_The request_
Scan the material below for the string "page", and copy every line where it shows up.

Begin Material provided

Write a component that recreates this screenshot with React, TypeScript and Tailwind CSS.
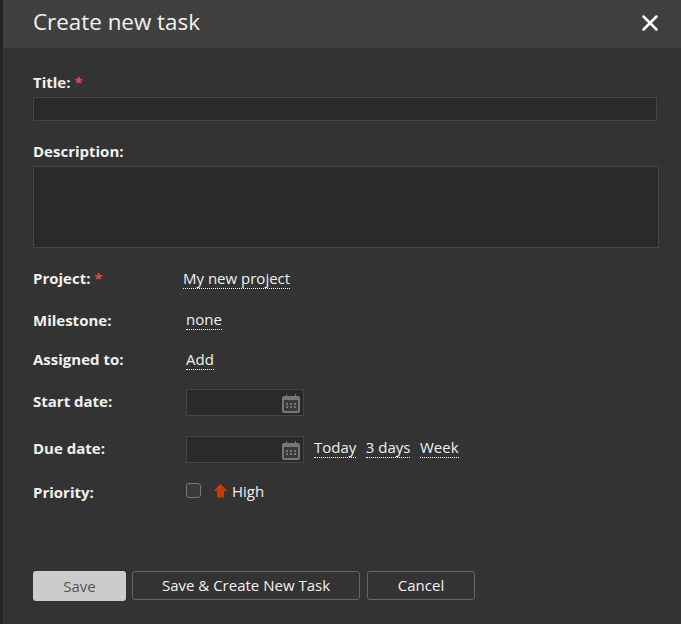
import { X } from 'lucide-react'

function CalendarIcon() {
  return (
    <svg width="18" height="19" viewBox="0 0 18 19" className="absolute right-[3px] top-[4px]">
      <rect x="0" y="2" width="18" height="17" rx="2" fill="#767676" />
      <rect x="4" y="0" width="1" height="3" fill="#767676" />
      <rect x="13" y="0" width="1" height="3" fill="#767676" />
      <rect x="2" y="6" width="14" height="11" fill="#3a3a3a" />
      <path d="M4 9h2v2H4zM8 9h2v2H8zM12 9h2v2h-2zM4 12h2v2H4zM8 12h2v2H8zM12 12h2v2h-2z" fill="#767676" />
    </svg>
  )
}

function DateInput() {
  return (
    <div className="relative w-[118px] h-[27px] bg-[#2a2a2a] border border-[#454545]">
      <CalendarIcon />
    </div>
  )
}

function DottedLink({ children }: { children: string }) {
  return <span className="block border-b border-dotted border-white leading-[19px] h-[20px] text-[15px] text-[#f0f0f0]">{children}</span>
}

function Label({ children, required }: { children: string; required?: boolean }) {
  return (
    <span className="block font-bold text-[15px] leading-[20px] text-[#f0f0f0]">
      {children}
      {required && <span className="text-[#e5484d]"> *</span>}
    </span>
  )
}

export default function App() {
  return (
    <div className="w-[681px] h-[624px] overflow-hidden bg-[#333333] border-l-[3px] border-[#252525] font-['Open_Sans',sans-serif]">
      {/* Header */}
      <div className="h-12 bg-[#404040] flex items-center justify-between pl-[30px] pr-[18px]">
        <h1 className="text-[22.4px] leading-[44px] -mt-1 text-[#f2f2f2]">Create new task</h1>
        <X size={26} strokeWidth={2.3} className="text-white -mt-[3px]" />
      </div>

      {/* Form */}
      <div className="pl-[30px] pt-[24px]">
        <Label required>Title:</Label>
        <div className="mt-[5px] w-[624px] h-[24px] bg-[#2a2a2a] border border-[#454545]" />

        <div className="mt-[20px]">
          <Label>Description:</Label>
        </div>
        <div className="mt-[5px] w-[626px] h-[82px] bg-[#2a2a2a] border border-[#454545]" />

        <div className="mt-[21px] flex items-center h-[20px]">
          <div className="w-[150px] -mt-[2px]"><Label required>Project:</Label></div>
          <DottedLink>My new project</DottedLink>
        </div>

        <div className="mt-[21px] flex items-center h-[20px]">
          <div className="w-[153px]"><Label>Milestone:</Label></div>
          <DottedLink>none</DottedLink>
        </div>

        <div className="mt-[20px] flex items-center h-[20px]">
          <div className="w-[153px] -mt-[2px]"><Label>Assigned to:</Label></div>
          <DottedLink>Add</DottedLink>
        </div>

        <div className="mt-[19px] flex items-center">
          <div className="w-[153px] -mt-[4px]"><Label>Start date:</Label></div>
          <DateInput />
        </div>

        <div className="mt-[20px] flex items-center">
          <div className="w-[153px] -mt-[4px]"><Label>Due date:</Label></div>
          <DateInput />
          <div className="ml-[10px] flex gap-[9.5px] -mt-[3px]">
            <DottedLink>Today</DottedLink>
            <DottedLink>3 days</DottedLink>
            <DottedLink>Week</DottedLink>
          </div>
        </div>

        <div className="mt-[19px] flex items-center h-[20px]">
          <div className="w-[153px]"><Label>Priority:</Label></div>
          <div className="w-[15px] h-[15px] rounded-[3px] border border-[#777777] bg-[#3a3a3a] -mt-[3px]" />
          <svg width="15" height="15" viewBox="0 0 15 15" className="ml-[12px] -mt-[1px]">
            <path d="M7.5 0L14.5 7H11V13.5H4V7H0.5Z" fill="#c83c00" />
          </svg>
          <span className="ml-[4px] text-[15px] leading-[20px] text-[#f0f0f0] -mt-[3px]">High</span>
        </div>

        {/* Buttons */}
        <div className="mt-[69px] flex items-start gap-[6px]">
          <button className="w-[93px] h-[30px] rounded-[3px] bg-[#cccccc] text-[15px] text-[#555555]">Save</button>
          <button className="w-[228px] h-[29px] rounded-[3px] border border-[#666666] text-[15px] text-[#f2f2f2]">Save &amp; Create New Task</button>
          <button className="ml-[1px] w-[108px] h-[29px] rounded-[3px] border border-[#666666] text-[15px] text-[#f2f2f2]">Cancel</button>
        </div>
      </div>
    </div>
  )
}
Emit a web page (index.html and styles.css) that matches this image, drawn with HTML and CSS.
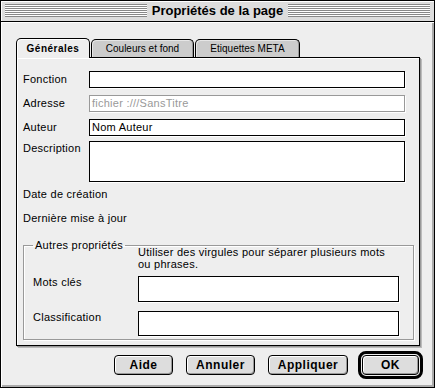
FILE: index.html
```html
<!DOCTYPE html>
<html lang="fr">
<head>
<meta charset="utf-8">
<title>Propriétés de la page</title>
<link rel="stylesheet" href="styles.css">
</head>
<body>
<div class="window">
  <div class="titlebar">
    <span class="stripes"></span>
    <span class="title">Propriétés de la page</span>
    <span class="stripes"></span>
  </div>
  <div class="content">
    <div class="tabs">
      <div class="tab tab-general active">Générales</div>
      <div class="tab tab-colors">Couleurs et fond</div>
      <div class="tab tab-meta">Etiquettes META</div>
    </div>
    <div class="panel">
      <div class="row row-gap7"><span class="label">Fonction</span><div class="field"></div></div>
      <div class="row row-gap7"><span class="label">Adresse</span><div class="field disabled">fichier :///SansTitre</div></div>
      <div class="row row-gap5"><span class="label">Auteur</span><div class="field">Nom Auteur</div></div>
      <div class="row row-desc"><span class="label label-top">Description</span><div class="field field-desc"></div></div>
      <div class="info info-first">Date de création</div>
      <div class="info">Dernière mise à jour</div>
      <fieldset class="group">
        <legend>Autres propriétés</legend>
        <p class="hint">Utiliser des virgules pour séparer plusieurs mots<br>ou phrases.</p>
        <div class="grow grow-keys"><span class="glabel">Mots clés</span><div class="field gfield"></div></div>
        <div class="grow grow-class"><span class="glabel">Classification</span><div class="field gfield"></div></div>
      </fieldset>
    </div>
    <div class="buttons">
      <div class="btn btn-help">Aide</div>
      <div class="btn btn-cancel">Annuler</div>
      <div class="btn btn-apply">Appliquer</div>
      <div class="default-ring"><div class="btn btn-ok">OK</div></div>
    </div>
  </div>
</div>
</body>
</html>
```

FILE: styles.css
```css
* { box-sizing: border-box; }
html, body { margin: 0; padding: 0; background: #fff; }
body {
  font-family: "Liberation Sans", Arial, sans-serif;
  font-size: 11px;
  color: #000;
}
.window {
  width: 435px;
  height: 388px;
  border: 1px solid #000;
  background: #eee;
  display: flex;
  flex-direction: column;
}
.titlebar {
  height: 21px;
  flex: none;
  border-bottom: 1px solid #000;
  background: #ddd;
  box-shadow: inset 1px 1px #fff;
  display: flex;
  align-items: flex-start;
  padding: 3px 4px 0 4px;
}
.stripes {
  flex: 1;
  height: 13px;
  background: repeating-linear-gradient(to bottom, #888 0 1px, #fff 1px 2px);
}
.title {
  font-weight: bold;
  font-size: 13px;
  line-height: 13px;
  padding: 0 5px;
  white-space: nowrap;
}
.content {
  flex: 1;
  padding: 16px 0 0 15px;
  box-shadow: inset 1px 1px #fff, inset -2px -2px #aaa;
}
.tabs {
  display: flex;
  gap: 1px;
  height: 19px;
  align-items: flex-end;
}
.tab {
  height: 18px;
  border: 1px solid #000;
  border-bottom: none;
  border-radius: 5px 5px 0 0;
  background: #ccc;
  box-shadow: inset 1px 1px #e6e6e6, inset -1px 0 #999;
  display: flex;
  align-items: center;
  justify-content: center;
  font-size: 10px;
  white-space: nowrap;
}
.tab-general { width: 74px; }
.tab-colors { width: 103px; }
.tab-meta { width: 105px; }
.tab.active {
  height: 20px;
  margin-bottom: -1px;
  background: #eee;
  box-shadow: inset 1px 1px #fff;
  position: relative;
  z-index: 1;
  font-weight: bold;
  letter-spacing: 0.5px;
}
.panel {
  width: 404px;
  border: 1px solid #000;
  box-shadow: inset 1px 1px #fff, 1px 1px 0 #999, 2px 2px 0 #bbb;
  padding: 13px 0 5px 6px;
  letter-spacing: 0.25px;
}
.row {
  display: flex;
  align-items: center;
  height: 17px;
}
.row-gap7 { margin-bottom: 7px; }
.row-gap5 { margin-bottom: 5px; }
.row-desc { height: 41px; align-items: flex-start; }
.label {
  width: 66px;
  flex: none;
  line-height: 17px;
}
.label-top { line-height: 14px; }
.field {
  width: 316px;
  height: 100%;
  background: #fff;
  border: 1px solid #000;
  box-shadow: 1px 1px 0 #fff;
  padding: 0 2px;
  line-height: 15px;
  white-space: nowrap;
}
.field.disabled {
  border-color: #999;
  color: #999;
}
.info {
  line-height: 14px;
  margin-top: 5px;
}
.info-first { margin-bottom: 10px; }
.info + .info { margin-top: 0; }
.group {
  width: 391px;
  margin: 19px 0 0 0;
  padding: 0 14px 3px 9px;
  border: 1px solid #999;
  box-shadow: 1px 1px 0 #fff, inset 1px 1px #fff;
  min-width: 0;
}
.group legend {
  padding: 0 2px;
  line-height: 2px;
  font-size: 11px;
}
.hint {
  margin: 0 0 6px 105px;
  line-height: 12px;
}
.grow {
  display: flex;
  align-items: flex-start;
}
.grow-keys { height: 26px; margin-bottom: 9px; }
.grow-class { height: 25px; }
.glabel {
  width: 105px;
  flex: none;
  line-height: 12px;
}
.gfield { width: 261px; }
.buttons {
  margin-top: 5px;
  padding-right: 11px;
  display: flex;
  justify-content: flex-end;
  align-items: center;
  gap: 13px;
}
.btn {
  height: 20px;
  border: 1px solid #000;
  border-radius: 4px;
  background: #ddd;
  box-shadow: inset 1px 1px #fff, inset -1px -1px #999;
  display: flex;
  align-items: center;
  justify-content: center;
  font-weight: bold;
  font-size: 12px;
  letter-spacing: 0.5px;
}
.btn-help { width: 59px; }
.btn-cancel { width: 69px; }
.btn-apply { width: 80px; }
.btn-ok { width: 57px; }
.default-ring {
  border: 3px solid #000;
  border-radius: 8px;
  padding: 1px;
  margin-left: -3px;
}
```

End Material provided

_Solution to this exercise_
Emit a web page (index.html and styles.css) that matches this image, drawn with HTML and CSS.
<title>Propriétés de la page</title>
    <span class="title">Propriétés de la page</span>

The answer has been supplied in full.